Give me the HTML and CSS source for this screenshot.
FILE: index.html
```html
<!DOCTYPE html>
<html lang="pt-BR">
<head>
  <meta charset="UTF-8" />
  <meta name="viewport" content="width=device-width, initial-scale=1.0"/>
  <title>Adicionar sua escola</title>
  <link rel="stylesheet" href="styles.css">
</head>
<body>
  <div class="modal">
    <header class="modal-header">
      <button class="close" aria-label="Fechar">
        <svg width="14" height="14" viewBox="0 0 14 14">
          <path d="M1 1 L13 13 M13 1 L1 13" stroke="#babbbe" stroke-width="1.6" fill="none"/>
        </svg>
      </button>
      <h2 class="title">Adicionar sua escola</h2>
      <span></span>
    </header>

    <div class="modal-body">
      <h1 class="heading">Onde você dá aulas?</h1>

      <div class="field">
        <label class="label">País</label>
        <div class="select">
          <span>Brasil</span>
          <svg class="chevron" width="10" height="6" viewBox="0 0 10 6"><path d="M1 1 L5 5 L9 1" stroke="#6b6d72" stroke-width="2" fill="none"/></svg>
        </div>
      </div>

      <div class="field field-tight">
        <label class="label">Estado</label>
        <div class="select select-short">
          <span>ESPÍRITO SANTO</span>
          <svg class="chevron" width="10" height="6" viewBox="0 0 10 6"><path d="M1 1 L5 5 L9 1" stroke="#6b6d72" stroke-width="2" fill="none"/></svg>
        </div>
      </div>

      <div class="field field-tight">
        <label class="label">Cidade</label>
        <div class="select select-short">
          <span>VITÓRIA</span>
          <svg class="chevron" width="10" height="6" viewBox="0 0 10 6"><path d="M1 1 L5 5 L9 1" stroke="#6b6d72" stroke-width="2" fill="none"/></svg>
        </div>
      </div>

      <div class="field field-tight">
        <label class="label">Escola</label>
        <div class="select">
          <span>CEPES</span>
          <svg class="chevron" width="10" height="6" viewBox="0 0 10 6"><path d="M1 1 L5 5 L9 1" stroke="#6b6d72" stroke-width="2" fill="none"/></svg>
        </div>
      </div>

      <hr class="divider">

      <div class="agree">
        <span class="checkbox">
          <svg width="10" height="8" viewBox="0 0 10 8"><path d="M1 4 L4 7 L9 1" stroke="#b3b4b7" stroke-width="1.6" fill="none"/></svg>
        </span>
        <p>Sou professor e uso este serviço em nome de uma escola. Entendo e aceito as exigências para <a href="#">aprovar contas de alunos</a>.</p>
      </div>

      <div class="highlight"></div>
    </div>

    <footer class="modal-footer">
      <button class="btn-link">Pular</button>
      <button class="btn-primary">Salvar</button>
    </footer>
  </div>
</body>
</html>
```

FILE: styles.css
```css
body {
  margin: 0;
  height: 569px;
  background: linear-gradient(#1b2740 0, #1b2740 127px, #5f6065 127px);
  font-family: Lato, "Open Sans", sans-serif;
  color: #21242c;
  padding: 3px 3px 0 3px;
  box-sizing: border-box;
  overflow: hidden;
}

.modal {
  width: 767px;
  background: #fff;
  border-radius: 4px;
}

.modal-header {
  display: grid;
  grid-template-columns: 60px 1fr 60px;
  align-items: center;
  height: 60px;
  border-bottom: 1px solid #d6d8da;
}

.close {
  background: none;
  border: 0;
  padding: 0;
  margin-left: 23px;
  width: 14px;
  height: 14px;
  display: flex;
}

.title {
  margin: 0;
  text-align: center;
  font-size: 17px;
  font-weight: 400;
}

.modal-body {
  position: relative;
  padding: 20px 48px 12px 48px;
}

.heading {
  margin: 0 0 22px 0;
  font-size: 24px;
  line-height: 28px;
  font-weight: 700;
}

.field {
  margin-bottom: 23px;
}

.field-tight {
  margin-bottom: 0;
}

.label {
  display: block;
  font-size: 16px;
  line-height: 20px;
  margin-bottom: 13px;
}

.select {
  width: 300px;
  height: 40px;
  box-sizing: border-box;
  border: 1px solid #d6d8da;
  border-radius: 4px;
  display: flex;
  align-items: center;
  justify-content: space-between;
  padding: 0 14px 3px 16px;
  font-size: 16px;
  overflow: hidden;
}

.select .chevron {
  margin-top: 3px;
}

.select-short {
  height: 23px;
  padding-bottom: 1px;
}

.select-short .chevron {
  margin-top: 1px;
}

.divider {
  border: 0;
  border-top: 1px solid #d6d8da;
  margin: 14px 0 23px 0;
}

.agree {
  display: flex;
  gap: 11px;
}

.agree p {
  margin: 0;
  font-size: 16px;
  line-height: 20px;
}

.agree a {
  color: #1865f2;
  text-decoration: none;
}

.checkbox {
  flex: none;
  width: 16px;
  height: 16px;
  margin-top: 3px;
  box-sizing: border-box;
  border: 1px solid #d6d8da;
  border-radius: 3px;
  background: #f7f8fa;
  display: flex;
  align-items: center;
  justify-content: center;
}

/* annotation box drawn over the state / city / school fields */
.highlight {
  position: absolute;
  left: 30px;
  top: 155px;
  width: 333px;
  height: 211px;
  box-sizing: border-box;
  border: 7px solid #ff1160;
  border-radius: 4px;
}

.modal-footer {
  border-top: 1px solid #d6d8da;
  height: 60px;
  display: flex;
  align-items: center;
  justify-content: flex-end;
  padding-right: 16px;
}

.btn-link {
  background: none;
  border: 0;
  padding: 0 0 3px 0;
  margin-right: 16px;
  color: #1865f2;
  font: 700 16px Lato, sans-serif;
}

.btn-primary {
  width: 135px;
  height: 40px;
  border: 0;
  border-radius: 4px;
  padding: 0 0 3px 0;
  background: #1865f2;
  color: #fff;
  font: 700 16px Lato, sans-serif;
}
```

__WHAT THIS TASK INVOLVES__. Write out the material exactly as given.

__RESPONSE__.
Give me the HTML and CSS source for this screenshot.
FILE: index.html
```html
<!DOCTYPE html>
<html lang="pt-BR">
<head>
  <meta charset="UTF-8" />
  <meta name="viewport" content="width=device-width, initial-scale=1.0"/>
  <title>Adicionar sua escola</title>
  <link rel="stylesheet" href="styles.css">
</head>
<body>
  <div class="modal">
    <header class="modal-header">
      <button class="close" aria-label="Fechar">
        <svg width="14" height="14" viewBox="0 0 14 14">
          <path d="M1 1 L13 13 M13 1 L1 13" stroke="#babbbe" stroke-width="1.6" fill="none"/>
        </svg>
      </button>
      <h2 class="title">Adicionar sua escola</h2>
      <span></span>
    </header>

    <div class="modal-body">
      <h1 class="heading">Onde você dá aulas?</h1>

      <div class="field">
        <label class="label">País</label>
        <div class="select">
          <span>Brasil</span>
          <svg class="chevron" width="10" height="6" viewBox="0 0 10 6"><path d="M1 1 L5 5 L9 1" stroke="#6b6d72" stroke-width="2" fill="none"/></svg>
        </div>
      </div>

      <div class="field field-tight">
        <label class="label">Estado</label>
        <div class="select select-short">
          <span>ESPÍRITO SANTO</span>
          <svg class="chevron" width="10" height="6" viewBox="0 0 10 6"><path d="M1 1 L5 5 L9 1" stroke="#6b6d72" stroke-width="2" fill="none"/></svg>
        </div>
      </div>

      <div class="field field-tight">
        <label class="label">Cidade</label>
        <div class="select select-short">
          <span>VITÓRIA</span>
          <svg class="chevron" width="10" height="6" viewBox="0 0 10 6"><path d="M1 1 L5 5 L9 1" stroke="#6b6d72" stroke-width="2" fill="none"/></svg>
        </div>
      </div>

      <div class="field field-tight">
        <label class="label">Escola</label>
        <div class="select">
          <span>CEPES</span>
          <svg class="chevron" width="10" height="6" viewBox="0 0 10 6"><path d="M1 1 L5 5 L9 1" stroke="#6b6d72" stroke-width="2" fill="none"/></svg>
        </div>
      </div>

      <hr class="divider">

      <div class="agree">
        <span class="checkbox">
          <svg width="10" height="8" viewBox="0 0 10 8"><path d="M1 4 L4 7 L9 1" stroke="#b3b4b7" stroke-width="1.6" fill="none"/></svg>
        </span>
        <p>Sou professor e uso este serviço em nome de uma escola. Entendo e aceito as exigências para <a href="#">aprovar contas de alunos</a>.</p>
      </div>

      <div class="highlight"></div>
    </div>

    <footer class="modal-footer">
      <button class="btn-link">Pular</button>
      <button class="btn-primary">Salvar</button>
    </footer>
  </div>
</body>
</html>
```

FILE: styles.css
```css
body {
  margin: 0;
  height: 569px;
  background: linear-gradient(#1b2740 0, #1b2740 127px, #5f6065 127px);
  font-family: Lato, "Open Sans", sans-serif;
  color: #21242c;
  padding: 3px 3px 0 3px;
  box-sizing: border-box;
  overflow: hidden;
}

.modal {
  width: 767px;
  background: #fff;
  border-radius: 4px;
}

.modal-header {
  display: grid;
  grid-template-columns: 60px 1fr 60px;
  align-items: center;
  height: 60px;
  border-bottom: 1px solid #d6d8da;
}

.close {
  background: none;
  border: 0;
  padding: 0;
  margin-left: 23px;
  width: 14px;
  height: 14px;
  display: flex;
}

.title {
  margin: 0;
  text-align: center;
  font-size: 17px;
  font-weight: 400;
}

.modal-body {
  position: relative;
  padding: 20px 48px 12px 48px;
}

.heading {
  margin: 0 0 22px 0;
  font-size: 24px;
  line-height: 28px;
  font-weight: 700;
}

.field {
  margin-bottom: 23px;
}

.field-tight {
  margin-bottom: 0;
}

.label {
  display: block;
  font-size: 16px;
  line-height: 20px;
  margin-bottom: 13px;
}

.select {
  width: 300px;
  height: 40px;
  box-sizing: border-box;
  border: 1px solid #d6d8da;
  border-radius: 4px;
  display: flex;
  align-items: center;
  justify-content: space-between;
  padding: 0 14px 3px 16px;
  font-size: 16px;
  overflow: hidden;
}

.select .chevron {
  margin-top: 3px;
}

.select-short {
  height: 23px;
  padding-bottom: 1px;
}

.select-short .chevron {
  margin-top: 1px;
}

.divider {
  border: 0;
  border-top: 1px solid #d6d8da;
  margin: 14px 0 23px 0;
}

.agree {
  display: flex;
  gap: 11px;
}

.agree p {
  margin: 0;
  font-size: 16px;
  line-height: 20px;
}

.agree a {
  color: #1865f2;
  text-decoration: none;
}

.checkbox {
  flex: none;
  width: 16px;
  height: 16px;
  margin-top: 3px;
  box-sizing: border-box;
  border: 1px solid #d6d8da;
  border-radius: 3px;
  background: #f7f8fa;
  display: flex;
  align-items: center;
  justify-content: center;
}

/* annotation box drawn over the state / city / school fields */
.highlight {
  position: absolute;
  left: 30px;
  top: 155px;
  width: 333px;
  height: 211px;
  box-sizing: border-box;
  border: 7px solid #ff1160;
  border-radius: 4px;
}

.modal-footer {
  border-top: 1px solid #d6d8da;
  height: 60px;
  display: flex;
  align-items: center;
  justify-content: flex-end;
  padding-right: 16px;
}

.btn-link {
  background: none;
  border: 0;
  padding: 0 0 3px 0;
  margin-right: 16px;
  color: #1865f2;
  font: 700 16px Lato, sans-serif;
}

.btn-primary {
  width: 135px;
  height: 40px;
  border: 0;
  border-radius: 4px;
  padding: 0 0 3px 0;
  background: #1865f2;
  color: #fff;
  font: 700 16px Lato, sans-serif;
}
```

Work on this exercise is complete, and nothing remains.